習近平政権を悩ます2つの大事件
Japan In-depth / 2023年8月6日 7時0分
澁谷司(アジア太平洋交流学会会長)
【まとめ】
・2つの大事件が習近平主席を悩ませる。
・秦剛外相の失脚は、習主席が人を見抜く能力に欠けると世界に晒した。
・人民解放軍開催の党建設会議の主席の不在は、軍部で何かが起こっていることを示唆。
現在、第3期目の習近平政権に2つの大事件が起こり、習主席を悩ませている。
第1に、秦剛外相である。今年(2023年)6月25日以来、秦剛がしばらく公の場所に姿を現さなかった。そのため、翌7月10日前後から、秦剛の身に何か起きているのではないかとの憶測を呼んだ。
その理由として、①香港「フェニックステレビ」のキャスター、傅暁田とのスキャンダル、②王毅との権力闘争、③「人民解放軍ロケット軍機密情報漏洩事件」(後述)への関与疑惑等が取り沙汰されたのである。
結局、7月25日、秦剛外相が、電撃的に解任(a)された。そして、前外相の王毅・党中央外事工作委員会弁公室主任(外交トップ)が再び外相に返り咲いている。ただ、秦剛の失脚理由について、“秘密主義”の共産党から未だに説明がない。
秦剛は習主席によって登用された人物であり、秦の失脚は主席が人を見抜く能力に欠けることを世界に晒したかもしれない。その結果、中国共産党の国際的イメージと主席の威信に大きな打撃を与えたという評価が少なくない。
大多数のトップリーダーが習主席の側近である。それゆえ、政策や人事で失敗した場合、主席が責任を他に転嫁する余地はほとんどないだろう。このような状況下では、党の他派閥が主席に圧力をかけるチャンスかもしれない。
第2に、人民解放軍である。
7月20日から21日にかけて、解放軍は習主席の指示を受け、北京で党建設に関する会議を開催(b)した。

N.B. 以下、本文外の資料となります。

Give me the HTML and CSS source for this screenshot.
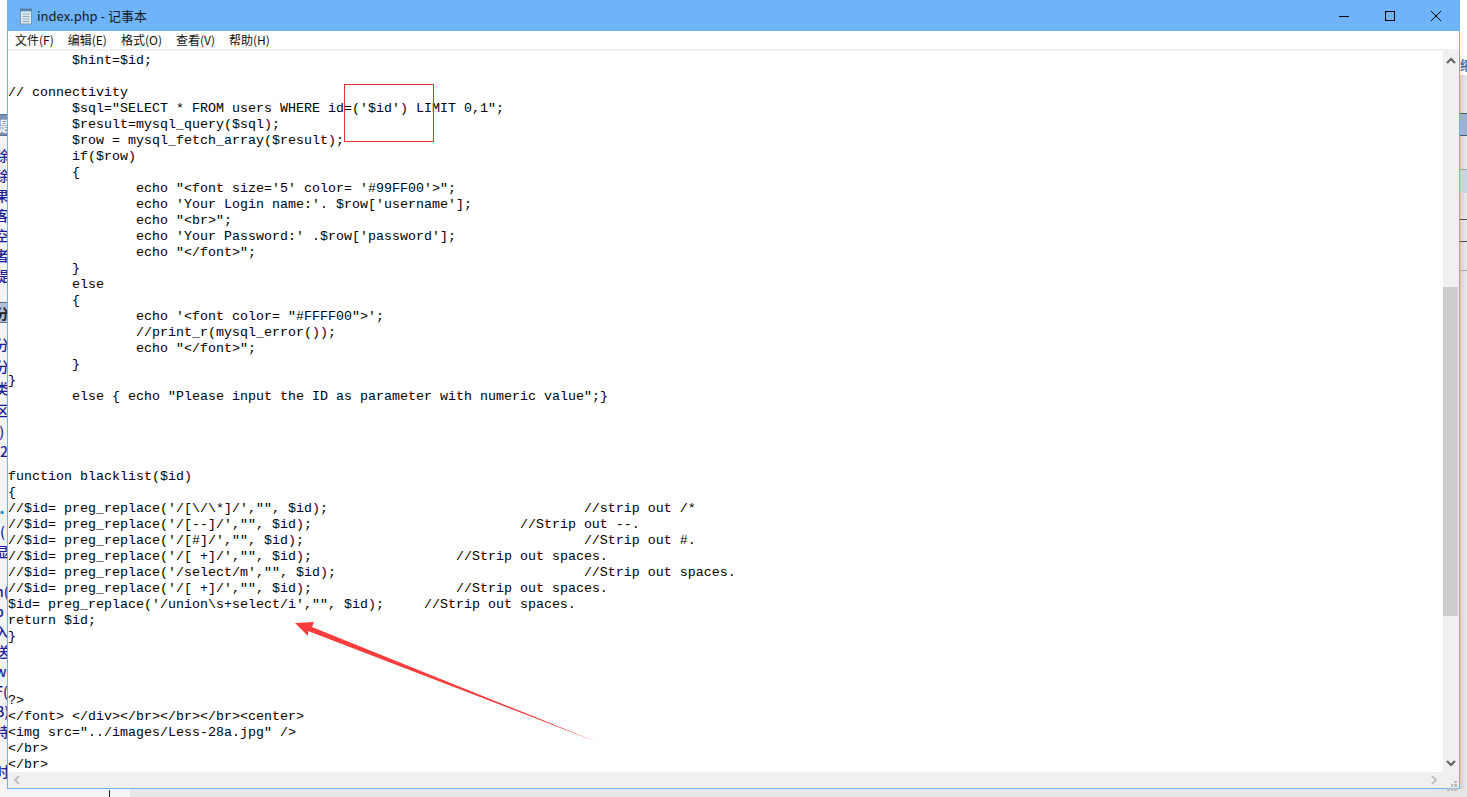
FILE: index.html
```html
<!DOCTYPE html>
<html lang="zh-CN">
<head>
<meta charset="utf-8">
<title>index.php - 记事本</title>
<link rel="stylesheet" href="styles.css">
</head>
<body>
<div class="desktop">
  <div class="strip-left">
    <div class="lead"></div>
    <div class="band">提</div>
    <div class="rows rows-a">
      <div>除</div><div>除</div><div>果</div><div>客</div><div>空</div><div>者</div><div>提</div>
    </div>
    <div class="band band-2">分</div>
    <div class="rows rows-b">
      <div>分</div><div>分</div><div>类</div><div>区</div><div class="tight">l)</div><div class="tight">(2</div><div class="tight">)</div><div class="tight">(</div><div class="tight dot">•</div><div class="tight">((</div><div class="tight">显</div><div class="tight">)</div><div class="tight">n(</div><div class="tight">b</div><div class="tight">入</div><div class="tight">送</div><div class="tight">w</div><div class="tight">F(</div><div class="tight">B)</div><div class="tight">持</div><div class="tight">)</div><div class="tight">时</div>
    </div>
  </div>
  <div class="strip-right">
    <div class="r-top"></div>
    <div class="r-glyph">缩</div>
    <div class="r-gap1"></div>
    <div class="r-band"></div>
    <div class="r-gap2"></div>
    <div class="r-light"></div>
    <div class="r-gap3"></div>
    <div class="r-line"></div>
    <div class="r-gap4"></div>
    <div class="r-line"></div>
    <div class="r-gap5"></div>
    <div class="r-line r-line-soft"></div>
  </div>
  <div class="strip-bottom"><span class="bottom-line"></span><span class="bottom-dark"></span></div>

  <div class="window">
    <header class="titlebar">
      <svg class="app-icon" width="14" height="17" viewBox="0 0 14 17">
        <rect x="1.5" y="1.5" width="11" height="14.5" fill="#dcecf5" stroke="#7f98a8"/>
        <rect x="1" y="1" width="12" height="2.5" fill="#5d9fd0"/>
        <path d="M3.5 6h7M3.5 8.5h7M3.5 11h7M3.5 13.500h7" stroke="#8fa9b8"/>
        <path d="M2 0.500v2M4 0.500v2M6 0.500v2M8 0.500v2M10 0.500v2M12 0.500v2" stroke="#4a5a68"/>
      </svg>
      <span class="title">index.php - 记事本</span>
      <div class="controls">
        <button class="ctl" aria-label="最小化"><svg width="12" height="12" viewBox="0 0 12 12"><path d="M1 6.500h10" stroke="#000"/></svg></button>
        <button class="ctl" aria-label="最大化"><svg width="12" height="12" viewBox="0 0 12 12"><rect x="1.500" y="1.500" width="9" height="9" fill="none" stroke="#000"/></svg></button>
        <button class="ctl" aria-label="关闭"><svg width="12" height="12" viewBox="0 0 12 12"><path d="M1 1l10 10M11 1L1 11" stroke="#000" stroke-width="1"/></svg></button>
      </div>
    </header>
    <nav class="menubar">
      <span>文件(F)</span><span>编辑(E)</span><span>格式(O)</span><span>查看(V)</span><span>帮助(H)</span>
    </nav>
    <div class="editor">
      <pre class="code">	$hint=$id;

// connectivity
	$sql="SELECT * FROM users WHERE id=('$id') LIMIT 0,1";
	$result=mysql_query($sql);
	$row = mysql_fetch_array($result);
	if($row)
	{
		echo "&lt;font size='5' color= '#99FF00'&gt;";
		echo 'Your Login name:'. $row['username'];
		echo "&lt;br&gt;";
		echo 'Your Password:' .$row['password'];
		echo "&lt;/font&gt;";
	}
	else
	{
		echo '&lt;font color= "#FFFF00"&gt;';
		//print_r(mysql_error());
		echo "&lt;/font&gt;";
	}
}
	else { echo "Please input the ID as parameter with numeric value";}




function blacklist($id)
{
//$id= preg_replace('/[\/\*]/',"", $id);				//strip out /*
//$id= preg_replace('/[--]/',"", $id);				//Strip out --.
//$id= preg_replace('/[#]/',"", $id);					//Strip out #.
//$id= preg_replace('/[ +]/',"", $id);			//Strip out spaces.
//$id= preg_replace('/select/m',"", $id);				//Strip out spaces.
//$id= preg_replace('/[ +]/',"", $id);			//Strip out spaces.
$id= preg_replace('/union\s+select/i',"", $id);     //Strip out spaces.
return $id;
}



?&gt;
&lt;/font&gt; &lt;/div&gt;&lt;/br&gt;&lt;/br&gt;&lt;/br&gt;&lt;center&gt;
&lt;img src="../images/Less-28a.jpg" /&gt;
&lt;/br&gt;
&lt;/br&gt;</pre>
      <div class="vscroll">
        <svg class="arrow" width="16" height="17" viewBox="0 0 16 17"><path d="M4 12l4-4 4 4" fill="none" stroke="#606060" stroke-width="2"/></svg>
        <div class="v-space"></div>
        <div class="v-thumb"></div>
        <div class="v-fill"></div>
        <svg class="arrow" width="16" height="17" viewBox="0 0 16 17"><path d="M4 6l4 4 4-4" fill="none" stroke="#606060" stroke-width="2"/></svg>
      </div>
      <div class="hscroll">
        <svg class="arrow" width="17" height="16" viewBox="0 0 17 16"><path d="M11 4L7 8l4 4" fill="none" stroke="#c0c0c0" stroke-width="2"/></svg>
        <svg class="arrow" width="17" height="16" viewBox="0 0 17 16"><path d="M6 4l4 4-4 4" fill="none" stroke="#c0c0c0" stroke-width="2"/></svg>
      </div>
      <div class="corner">
        <svg width="16" height="16" viewBox="0 0 16 16"><path d="M11 6h3v2h-3zM8 9h2v3H8zM11 9h3v3h-3zM4 13h3v3H4zM8 13h2v3H8zM11 13h3v3h-3z" fill="#bcbcbc"/></svg>
      </div>
    </div>
  </div>

  <svg class="marks" width="1467" height="797" viewBox="0 0 1467 797">
    <rect x="344.500" y="84.500" width="89" height="57" fill="none" stroke="#f03030"/>
    <path d="M295 623L314 622L312 627L597 742L308 631L308 636Z" fill="#f93c3c"/>
  </svg>
</div>
</body>
</html>
```

FILE: styles.css
```css
* {
  box-sizing: border-box;
}

html,
body {
  margin: 0;
  padding: 0;
  height: 100%;
  overflow: hidden;
}

.desktop {
  position: relative;
  width: 1467px;
  height: 797px;
  background: #f2f2f2;
  overflow: hidden;
  font-family: "Noto Sans CJK SC", "Noto Sans", sans-serif;
}

/* What is left visible of the windows behind notepad */
.strip-left {
  position: absolute;
  left: 0;
  top: 0;
  width: 7px;
  height: 797px;
  overflow: hidden;
  background: #f4f4f4;
  font-size: 14px;
  font-weight: 500;
  color: #1c1c9a;
  white-space: nowrap;
}

.strip-left .rows div,
.strip-left .band {
  overflow: hidden;
  text-indent: -5px;
}

.lead {
  height: 114px;
  background: #ffffff;
}

.band {
  height: 22px;
  line-height: 20px;
  background: #7f90b6;
  color: #f4f4f4;
  font-weight: 700;
  border-top: 1px solid #5f6f90;
  border-bottom: 1px solid #5f6f90;
}

.band-2 {
  height: 21px;
  background: #b4c0d8;
  color: #222222;
}

.rows-a {
  padding-top: 9px;
  height: 166px;
}

.rows-a div {
  height: 20px;
  line-height: 20px;
}

.rows-b {
  padding-top: 10px;
}

.rows-b div {
  height: 22px;
  line-height: 22px;
}

.rows-b .tight {
  height: 20px;
  line-height: 20px;
}

.rows-b .dot {
  color: #2090d0;
}

.strip-right {
  position: absolute;
  right: 0;
  top: 0;
  width: 7px;
  height: 797px;
  overflow: hidden;
  background: linear-gradient(90deg, #d0d0d0, #ececec);
  display: flex;
  flex-direction: column;
}

.r-top {
  height: 55px;
  flex: none;
  background: #ffffff;
}

.r-glyph {
  height: 20px;
  flex: none;
  line-height: 20px;
  background: #ffffff;
  color: #4a6fa8;
  font-size: 13px;
  font-weight: 700;
  overflow: hidden;
}

.r-gap1 {
  height: 38px;
  flex: none;
}

.r-band {
  height: 23px;
  flex: none;
  background: #9fb0d2;
  border-top: 1px solid #50586a;
  border-bottom: 1px solid #50586a;
}

.r-gap2 {
  height: 33px;
  flex: none;
}

.r-light {
  height: 24px;
  flex: none;
  background: #c8d4e0;
  border-top: 1px solid #a0a0a0;
}

.r-gap3 {
  height: 26px;
  flex: none;
}

.r-line {
  height: 1px;
  flex: none;
  background: #505050;
}

.r-gap4 {
  height: 21px;
  flex: none;
}

.r-gap5 {
  height: 28px;
  flex: none;
}

.r-line-soft {
  background: #a8a8a8;
}

.strip-bottom {
  position: absolute;
  left: 0;
  right: 0;
  bottom: 0;
  height: 8px;
  background: #f4f4f4;
}

.bottom-line {
  position: absolute;
  left: 109px;
  top: 1px;
  width: 1px;
  height: 7px;
  background: #222222;
}

.bottom-dark {
  position: absolute;
  left: 130px;
  right: 0;
  top: 0;
  height: 8px;
  background: #e6e6e6;
}

/* Notepad window */
.window {
  position: absolute;
  left: 7px;
  top: 0;
  width: 1453px;
  height: 789px;
  display: flex;
  flex-direction: column;
  background: #ffffff;
  border-left: 1px solid #6db2f8;
  border-right: 1px solid #6db2f8;
  border-bottom: 1px solid #6db2f8;
}

.titlebar {
  height: 31px;
  flex: none;
  margin-left: -1px;
  margin-right: -1px;
  display: flex;
  align-items: center;
  background: #6fb3fb;
  padding-left: 12px;
}

.app-icon {
  flex: none;
  margin-right: 4px;
  margin-top: 1px;
}

.title {
  font-size: 13px;
  line-height: 31px;
  color: #1a1a1a;
}

.controls {
  margin-left: auto;
  margin-right: 1px;
  display: flex;
}

.ctl {
  width: 46px;
  height: 30px;
  padding: 0;
  border: 0;
  background: transparent;
  display: flex;
  align-items: center;
  justify-content: center;
}

.menubar {
  height: 20px;
  flex: none;
  display: flex;
  align-items: center;
  background: #ffffff;
  border-bottom: 2px solid #f0f0f0;
  font-size: 12px;
  color: #111111;
}

.menubar span {
  padding: 0 7px;
  line-height: 18px;
}

.editor {
  flex: 1;
  min-height: 0;
  display: grid;
  grid-template-columns: 1fr 16px;
  grid-template-rows: 1fr 16px;
}

.code {
  margin: 0;
  padding: 2px 0 0 0;
  overflow: hidden;
  font-family: "Liberation Mono", "DejaVu Sans Mono", monospace;
  font-size: 13.33px;
  line-height: 16px;
  tab-size: 8;
  color: #000000;
  background: #ffffff;
}

.vscroll {
  display: flex;
  flex-direction: column;
  background: #f0f0f0;
}

.arrow {
  display: block;
  flex: none;
}

.v-space {
  height: 219px;
  flex: none;
}

.v-thumb {
  height: 329px;
  flex: none;
  width: 15px;
  background: #cdcdcd;
}

.v-fill {
  flex: 1;
}

.hscroll {
  display: flex;
  justify-content: space-between;
  background: #f0f0f0;
}

.corner {
  background: #f0f0f0;
}

.marks {
  position: absolute;
  left: 0;
  top: 0;
  pointer-events: none;
}
```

主席自身もこの重要な軍部の会議に出席する予定だったが、姿を見せなかった。主席の指示として、党と軍はあらゆる面で厳格な統治を引き続き推進し、党の軍に対する絶対的な指導の堅持などを強調した。
これは、前回、習主席が東部作戦地域訪問の際と同じで、軍部で何かが起こっていることを示唆している。
同会議では、党中央軍事委員会副主席の何衛東が演説し、同委員会委員の劉振立、苗華、張昇民が出席した。
前2回の会議には同軍事委員会の副主席2人が出席していたが、今回の会議には張又侠副主席が欠席し、国防相の李尚福も出席しなかった。
張又侠は、政治工作を総括する軍事委副主席である。それにもかかわらず、党建設工作会議に出席しなかったのはなぜか。たぶん、“不正常な状況”下で混乱を収拾しようとしている公算が大きい。ただし、張又侠については色々な噂があり、一時、2ヶ月以上も姿を見せなかった。だが、その間、6月下旬に行われた大将への昇進式に一度だけ姿を現している。